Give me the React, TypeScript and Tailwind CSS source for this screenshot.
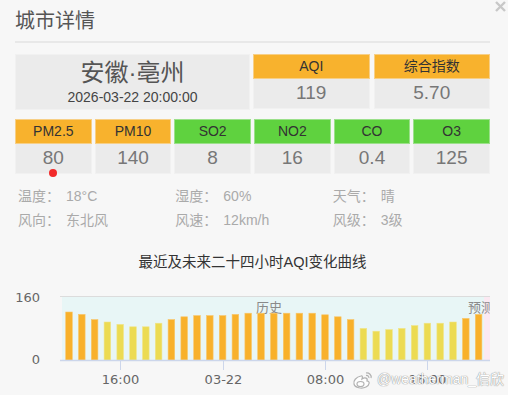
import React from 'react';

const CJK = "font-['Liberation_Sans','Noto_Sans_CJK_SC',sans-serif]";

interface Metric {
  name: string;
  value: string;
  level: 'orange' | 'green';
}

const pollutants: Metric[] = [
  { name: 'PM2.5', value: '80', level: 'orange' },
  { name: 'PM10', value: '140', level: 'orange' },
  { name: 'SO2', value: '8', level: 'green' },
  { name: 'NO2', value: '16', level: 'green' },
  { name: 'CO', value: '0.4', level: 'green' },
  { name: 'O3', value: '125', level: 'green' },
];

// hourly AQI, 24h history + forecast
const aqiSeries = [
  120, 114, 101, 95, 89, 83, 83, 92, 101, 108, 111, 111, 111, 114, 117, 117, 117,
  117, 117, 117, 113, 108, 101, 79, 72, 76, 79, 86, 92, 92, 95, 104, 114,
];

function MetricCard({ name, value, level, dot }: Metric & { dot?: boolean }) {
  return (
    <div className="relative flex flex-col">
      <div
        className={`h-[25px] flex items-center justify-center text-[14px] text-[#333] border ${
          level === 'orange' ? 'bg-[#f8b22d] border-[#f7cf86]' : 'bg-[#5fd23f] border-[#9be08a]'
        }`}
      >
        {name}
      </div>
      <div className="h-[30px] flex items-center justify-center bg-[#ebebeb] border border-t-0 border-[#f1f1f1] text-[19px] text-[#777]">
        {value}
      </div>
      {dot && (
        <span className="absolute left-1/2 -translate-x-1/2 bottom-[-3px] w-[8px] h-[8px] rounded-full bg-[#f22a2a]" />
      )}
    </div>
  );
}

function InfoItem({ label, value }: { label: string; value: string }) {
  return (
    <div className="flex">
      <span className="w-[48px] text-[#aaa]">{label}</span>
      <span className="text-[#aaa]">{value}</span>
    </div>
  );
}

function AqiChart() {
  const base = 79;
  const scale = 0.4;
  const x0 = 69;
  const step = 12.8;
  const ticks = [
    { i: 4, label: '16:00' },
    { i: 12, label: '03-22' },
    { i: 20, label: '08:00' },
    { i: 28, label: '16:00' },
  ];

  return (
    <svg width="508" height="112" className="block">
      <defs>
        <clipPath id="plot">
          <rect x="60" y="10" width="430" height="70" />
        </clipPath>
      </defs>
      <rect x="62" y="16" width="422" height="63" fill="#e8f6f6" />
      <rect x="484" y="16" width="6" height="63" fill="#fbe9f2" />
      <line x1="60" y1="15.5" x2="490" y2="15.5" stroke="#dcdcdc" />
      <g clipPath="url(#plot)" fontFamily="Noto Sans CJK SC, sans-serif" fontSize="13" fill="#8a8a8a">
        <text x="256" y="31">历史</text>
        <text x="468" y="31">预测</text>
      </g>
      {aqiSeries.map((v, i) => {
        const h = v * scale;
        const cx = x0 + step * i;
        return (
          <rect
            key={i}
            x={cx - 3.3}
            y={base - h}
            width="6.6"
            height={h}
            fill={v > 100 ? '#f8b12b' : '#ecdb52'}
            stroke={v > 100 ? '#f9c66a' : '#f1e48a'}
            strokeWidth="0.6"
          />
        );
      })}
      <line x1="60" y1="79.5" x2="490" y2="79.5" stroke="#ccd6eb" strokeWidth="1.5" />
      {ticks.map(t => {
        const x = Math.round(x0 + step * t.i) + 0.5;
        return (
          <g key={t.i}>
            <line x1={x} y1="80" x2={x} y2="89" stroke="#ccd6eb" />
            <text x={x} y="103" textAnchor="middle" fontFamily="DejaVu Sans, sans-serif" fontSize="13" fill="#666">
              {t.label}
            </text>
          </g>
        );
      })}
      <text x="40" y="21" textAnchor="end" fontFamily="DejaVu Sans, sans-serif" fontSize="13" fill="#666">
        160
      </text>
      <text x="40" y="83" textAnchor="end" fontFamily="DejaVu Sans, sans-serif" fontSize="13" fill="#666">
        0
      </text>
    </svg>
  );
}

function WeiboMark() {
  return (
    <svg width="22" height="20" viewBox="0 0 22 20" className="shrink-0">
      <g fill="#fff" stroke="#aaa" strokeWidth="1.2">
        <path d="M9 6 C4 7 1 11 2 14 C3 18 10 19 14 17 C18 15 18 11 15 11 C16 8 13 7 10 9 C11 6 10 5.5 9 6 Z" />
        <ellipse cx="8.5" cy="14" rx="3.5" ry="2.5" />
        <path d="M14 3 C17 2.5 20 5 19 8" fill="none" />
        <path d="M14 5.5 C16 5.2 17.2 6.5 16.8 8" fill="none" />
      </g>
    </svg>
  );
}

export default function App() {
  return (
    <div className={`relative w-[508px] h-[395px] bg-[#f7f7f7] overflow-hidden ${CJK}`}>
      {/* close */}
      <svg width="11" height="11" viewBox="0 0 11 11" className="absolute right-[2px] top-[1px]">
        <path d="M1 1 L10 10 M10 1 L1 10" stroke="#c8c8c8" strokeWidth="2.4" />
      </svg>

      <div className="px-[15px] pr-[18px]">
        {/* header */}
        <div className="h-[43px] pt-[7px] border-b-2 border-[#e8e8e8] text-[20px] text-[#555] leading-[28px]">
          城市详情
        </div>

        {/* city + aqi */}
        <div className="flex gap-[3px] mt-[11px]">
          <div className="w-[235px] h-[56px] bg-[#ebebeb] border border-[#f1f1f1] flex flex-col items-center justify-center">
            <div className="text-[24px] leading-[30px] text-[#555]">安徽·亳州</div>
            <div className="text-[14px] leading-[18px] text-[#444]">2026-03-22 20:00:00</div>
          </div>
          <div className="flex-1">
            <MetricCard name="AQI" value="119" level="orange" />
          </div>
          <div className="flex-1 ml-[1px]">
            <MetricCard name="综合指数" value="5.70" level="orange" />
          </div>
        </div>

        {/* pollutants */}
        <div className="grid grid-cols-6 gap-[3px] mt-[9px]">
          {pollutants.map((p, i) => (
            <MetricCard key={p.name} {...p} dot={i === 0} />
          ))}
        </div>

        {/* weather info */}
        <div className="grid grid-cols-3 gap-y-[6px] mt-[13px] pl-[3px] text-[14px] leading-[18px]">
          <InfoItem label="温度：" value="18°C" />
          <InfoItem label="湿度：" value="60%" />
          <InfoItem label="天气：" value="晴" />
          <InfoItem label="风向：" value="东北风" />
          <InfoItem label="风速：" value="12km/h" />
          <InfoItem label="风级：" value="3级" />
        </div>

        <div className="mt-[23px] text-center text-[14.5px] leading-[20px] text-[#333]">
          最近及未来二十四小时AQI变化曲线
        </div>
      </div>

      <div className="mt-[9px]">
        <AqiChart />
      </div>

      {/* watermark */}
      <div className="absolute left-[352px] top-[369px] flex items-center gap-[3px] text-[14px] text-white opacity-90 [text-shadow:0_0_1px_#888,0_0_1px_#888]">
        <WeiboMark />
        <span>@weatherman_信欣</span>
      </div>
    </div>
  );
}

* PROBLEM TO SOLVE
Copy the listing in full and without alteration, omitting every picture.

* ANSWER TO THIS PROBLEM
Give me the React, TypeScript and Tailwind CSS source for this screenshot.
import React from 'react';

const CJK = "font-['Liberation_Sans','Noto_Sans_CJK_SC',sans-serif]";

interface Metric {
  name: string;
  value: string;
  level: 'orange' | 'green';
}

const pollutants: Metric[] = [
  { name: 'PM2.5', value: '80', level: 'orange' },
  { name: 'PM10', value: '140', level: 'orange' },
  { name: 'SO2', value: '8', level: 'green' },
  { name: 'NO2', value: '16', level: 'green' },
  { name: 'CO', value: '0.4', level: 'green' },
  { name: 'O3', value: '125', level: 'green' },
];

// hourly AQI, 24h history + forecast
const aqiSeries = [
  120, 114, 101, 95, 89, 83, 83, 92, 101, 108, 111, 111, 111, 114, 117, 117, 117,
  117, 117, 117, 113, 108, 101, 79, 72, 76, 79, 86, 92, 92, 95, 104, 114,
];

function MetricCard({ name, value, level, dot }: Metric & { dot?: boolean }) {
  return (
    <div className="relative flex flex-col">
      <div
        className={`h-[25px] flex items-center justify-center text-[14px] text-[#333] border ${
          level === 'orange' ? 'bg-[#f8b22d] border-[#f7cf86]' : 'bg-[#5fd23f] border-[#9be08a]'
        }`}
      >
        {name}
      </div>
      <div className="h-[30px] flex items-center justify-center bg-[#ebebeb] border border-t-0 border-[#f1f1f1] text-[19px] text-[#777]">
        {value}
      </div>
      {dot && (
        <span className="absolute left-1/2 -translate-x-1/2 bottom-[-3px] w-[8px] h-[8px] rounded-full bg-[#f22a2a]" />
      )}
    </div>
  );
}

function InfoItem({ label, value }: { label: string; value: string }) {
  return (
    <div className="flex">
      <span className="w-[48px] text-[#aaa]">{label}</span>
      <span className="text-[#aaa]">{value}</span>
    </div>
  );
}

function AqiChart() {
  const base = 79;
  const scale = 0.4;
  const x0 = 69;
  const step = 12.8;
  const ticks = [
    { i: 4, label: '16:00' },
    { i: 12, label: '03-22' },
    { i: 20, label: '08:00' },
    { i: 28, label: '16:00' },
  ];

  return (
    <svg width="508" height="112" className="block">
      <defs>
        <clipPath id="plot">
          <rect x="60" y="10" width="430" height="70" />
        </clipPath>
      </defs>
      <rect x="62" y="16" width="422" height="63" fill="#e8f6f6" />
      <rect x="484" y="16" width="6" height="63" fill="#fbe9f2" />
      <line x1="60" y1="15.5" x2="490" y2="15.5" stroke="#dcdcdc" />
      <g clipPath="url(#plot)" fontFamily="Noto Sans CJK SC, sans-serif" fontSize="13" fill="#8a8a8a">
        <text x="256" y="31">历史</text>
        <text x="468" y="31">预测</text>
      </g>
      {aqiSeries.map((v, i) => {
        const h = v * scale;
        const cx = x0 + step * i;
        return (
          <rect
            key={i}
            x={cx - 3.3}
            y={base - h}
            width="6.6"
            height={h}
            fill={v > 100 ? '#f8b12b' : '#ecdb52'}
            stroke={v > 100 ? '#f9c66a' : '#f1e48a'}
            strokeWidth="0.6"
          />
        );
      })}
      <line x1="60" y1="79.5" x2="490" y2="79.5" stroke="#ccd6eb" strokeWidth="1.5" />
      {ticks.map(t => {
        const x = Math.round(x0 + step * t.i) + 0.5;
        return (
          <g key={t.i}>
            <line x1={x} y1="80" x2={x} y2="89" stroke="#ccd6eb" />
            <text x={x} y="103" textAnchor="middle" fontFamily="DejaVu Sans, sans-serif" fontSize="13" fill="#666">
              {t.label}
            </text>
          </g>
        );
      })}
      <text x="40" y="21" textAnchor="end" fontFamily="DejaVu Sans, sans-serif" fontSize="13" fill="#666">
        160
      </text>
      <text x="40" y="83" textAnchor="end" fontFamily="DejaVu Sans, sans-serif" fontSize="13" fill="#666">
        0
      </text>
    </svg>
  );
}

function WeiboMark() {
  return (
    <svg width="22" height="20" viewBox="0 0 22 20" className="shrink-0">
      <g fill="#fff" stroke="#aaa" strokeWidth="1.2">
        <path d="M9 6 C4 7 1 11 2 14 C3 18 10 19 14 17 C18 15 18 11 15 11 C16 8 13 7 10 9 C11 6 10 5.5 9 6 Z" />
        <ellipse cx="8.5" cy="14" rx="3.5" ry="2.5" />
        <path d="M14 3 C17 2.5 20 5 19 8" fill="none" />
        <path d="M14 5.5 C16 5.2 17.2 6.5 16.8 8" fill="none" />
      </g>
    </svg>
  );
}

export default function App() {
  return (
    <div className={`relative w-[508px] h-[395px] bg-[#f7f7f7] overflow-hidden ${CJK}`}>
      {/* close */}
      <svg width="11" height="11" viewBox="0 0 11 11" className="absolute right-[2px] top-[1px]">
        <path d="M1 1 L10 10 M10 1 L1 10" stroke="#c8c8c8" strokeWidth="2.4" />
      </svg>

      <div className="px-[15px] pr-[18px]">
        {/* header */}
        <div className="h-[43px] pt-[7px] border-b-2 border-[#e8e8e8] text-[20px] text-[#555] leading-[28px]">
          城市详情
        </div>

        {/* city + aqi */}
        <div className="flex gap-[3px] mt-[11px]">
          <div className="w-[235px] h-[56px] bg-[#ebebeb] border border-[#f1f1f1] flex flex-col items-center justify-center">
            <div className="text-[24px] leading-[30px] text-[#555]">安徽·亳州</div>
            <div className="text-[14px] leading-[18px] text-[#444]">2026-03-22 20:00:00</div>
          </div>
          <div className="flex-1">
            <MetricCard name="AQI" value="119" level="orange" />
          </div>
          <div className="flex-1 ml-[1px]">
            <MetricCard name="综合指数" value="5.70" level="orange" />
          </div>
        </div>

        {/* pollutants */}
        <div className="grid grid-cols-6 gap-[3px] mt-[9px]">
          {pollutants.map((p, i) => (
            <MetricCard key={p.name} {...p} dot={i === 0} />
          ))}
        </div>

        {/* weather info */}
        <div className="grid grid-cols-3 gap-y-[6px] mt-[13px] pl-[3px] text-[14px] leading-[18px]">
          <InfoItem label="温度：" value="18°C" />
          <InfoItem label="湿度：" value="60%" />
          <InfoItem label="天气：" value="晴" />
          <InfoItem label="风向：" value="东北风" />
          <InfoItem label="风速：" value="12km/h" />
          <InfoItem label="风级：" value="3级" />
        </div>

        <div className="mt-[23px] text-center text-[14.5px] leading-[20px] text-[#333]">
          最近及未来二十四小时AQI变化曲线
        </div>
      </div>

      <div className="mt-[9px]">
        <AqiChart />
      </div>

      {/* watermark */}
      <div className="absolute left-[352px] top-[369px] flex items-center gap-[3px] text-[14px] text-white opacity-90 [text-shadow:0_0_1px_#888,0_0_1px_#888]">
        <WeiboMark />
        <span>@weatherman_信欣</span>
      </div>
    </div>
  );
}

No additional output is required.